Il importe donc de trouver des solutions pour réguler les marchés de l’énergie à l’échelon européen et de renforcer les liens entre États membres. Cette régulation doit être pensée avant la transition énergétique comme un modèle à reconstruire, en redessinant la corrélation entre le prix payé, le coût de la production et celui de la décarbonation du mix.

Cette crise des énergies fossiles se vit à l’échelle de l’Europe. Le conseil informel des ministres de l’énergie, qui s’est tenu à Amiens la semaine passée, nous a permis de constater qu’une majorité se dégageait en faveur d’une évolution de la réglementation à l’échelon européen. Nous porterons donc au marché de détail de l’électricité toute notre attention et nous centrerons sur lui nos travaux, a fortiori dans le cadre de la présidence française du Conseil de l’Union européenne.

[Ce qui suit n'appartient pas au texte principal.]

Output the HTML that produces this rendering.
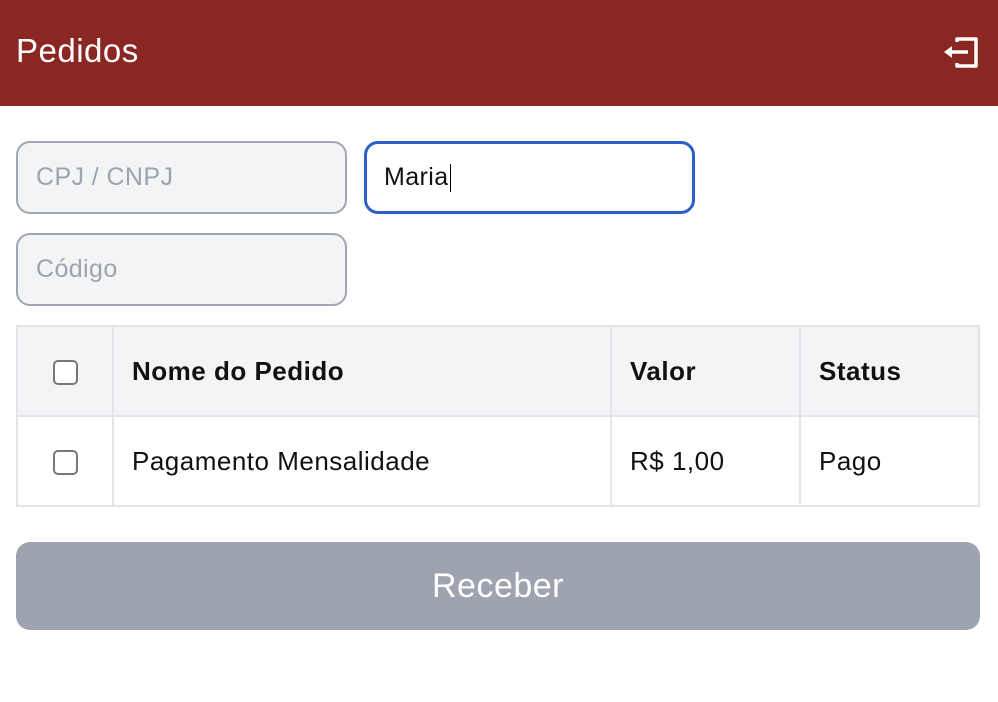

Je le rappelle, le Gouvernement a décidé d’accorder 15 milliards euros d’aides afin de soutenir le pouvoir d’achat des ménages. Certes, quelques failles ont été repérées dans le dispositif, elles ont été soulignées lors des questions d’actualité au Gouvernement cet après-midi. Nous apporterons des réponses plus ciblées dans les prochains jours pour les grosses propriétés et les logements chauffés grâce à des réseaux de chaleur fonctionnant au gaz. Il s’agit de préciser le dispositif et de répondre à tous les besoins : plus de 30 000 des 35 000 communes françaises bénéficient déjà de ce bouclier tarifaire. Le dispositif est donc très large.

Je salue la réactivité dont vous avez su faire preuve au cours des semaines passées, mesdames, messieurs les sénateurs, en votant les dispositions législatives que nous avons présentées afin de ne pas laisser les Français seuls face à cette crise des prix de l’énergie.